We tested with ads on Instagram and Reddit. Our conversion rates were pretty high on the landing page so it ended up being somewhere around $0.50 per waitlist signup.
The high conversion rates told us there was interest. We later reached out to our waitlisted users to do user interviews and get a sense of what they would pay for the service.
Very curious to hear about this as well. How did you drive traffic to your initial website?
We tested with ads on Instagram and Reddit. Our conversion rates were pretty high on the landing page so it ended up being somewhere around $0.50 per waitlist signup.
One of the best ways is to create a test that most accurately reproduces customer behavior with the least amount of work. We build a website with a call-to-action to sign up for our waitlist and then paid for advertisements to see what our conversion rates looked like.
This is a good way to test because you're testing your target market and their interest level in your product without actually having built it yet. If your conversion rates to your waitlist are above 10%, you probably have something worth looking inot.
Thank you for the insight!
Would you classify this as a B2B or a B2C SaaS? Sure, it's related to personal productivity, but people seem to be using it for work purposes.
Definitely B2C, we sell to individuals despite them using it for work and can expense it.
Nice interview. I've learned about Rize from AppSumo, have you guys seen any success there?
Also curious to hear this.
I hear AppSumo is hit or miss for a lot of people. For us, it has been working really well. We are heavily discounting our lifetime deal to sell subscriptions upfront. The downside is that it can cannibalize our MRR a bit because people who are paying monthly can switch over.
@wrgoto, are you open to sharing how much revenue you guys made from AppSumo?
I'm working on a database to showcase AS deals revenue, and I've forecasted a little over $41K for you. Is that close?

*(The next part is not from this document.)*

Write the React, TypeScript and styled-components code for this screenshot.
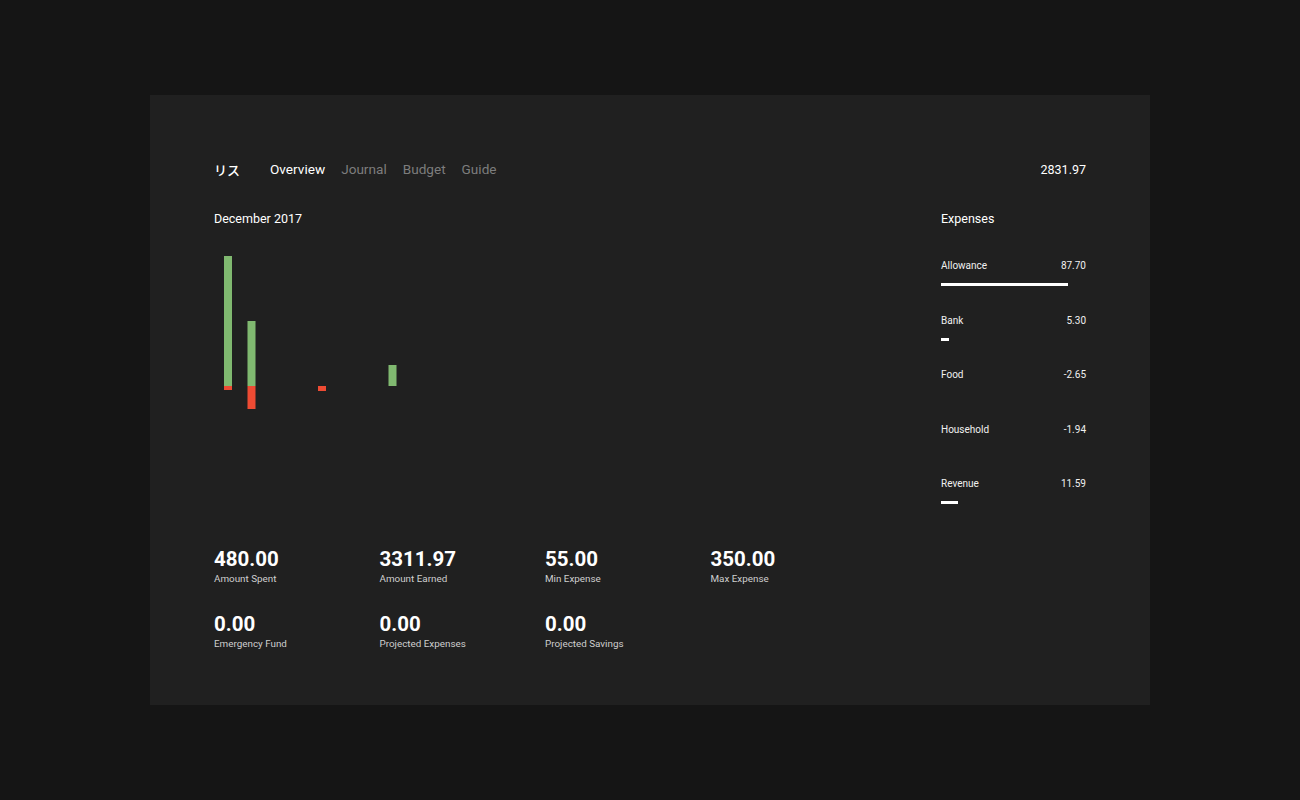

Great story and compliments! I was wondering, there are a lot of time-tracking platforms. What's your USP that brought users to your service?
All of the existing time tracking options focus on time management as their value proposition, there wasn't one that was focused on making you more productive overall (improving focus, building better habits).
Our other differentiator was that we would provide you with more granular data and analytics.
very interesting! Thank you for the answer
How did you attract your initial users to your landing page during the validation period? Where did they come?
We tested with ads on Instagram and Reddit. Our conversion rates were pretty high on the landing page so it ended up being somewhere around $0.50 per waitlist signup. After we started working on the product, a lot of people can in through referrals.
The learner and continuous improver in me loves this and I'll definitely check it out for personal use. Out of curiosity, for those high performing teams, is B2B a channel you're exploring? As a SaaS COO those roadmap and "what if" scenarios pop in my head frequently. Have you considered gamification? Not just for the obvious direct productivity categories but for things like listening to those take a break notifications and recharging.
B2B is something we're not interested in. Many of our users would become hesitant to use such a powerful tracking app if their company had a hand in it. It could potentially be abused.
In many ways, the app is already gamified, just not explicitly. Rize shows our users their metrics and data who have intrinsic motivation to improve themselves. The data helps them stay motivated and track their progress.
I understand, unfortunately there are still too many micro-managers out there.
Once you get something going. The skills you have are worth millions. I say this, because you can grab smaller projects and take them to a 4X result in a year, rinse and repeat.
Thank you for sharing your story Will! Super inspirational. I was wondering if you could expand upon one point: "because we knew who our target market was, we knew which feature requests to prioritize and which to discard". How did you define your target market? Sounds like it was something that came out of talking to people and your own experience before launching the landing page?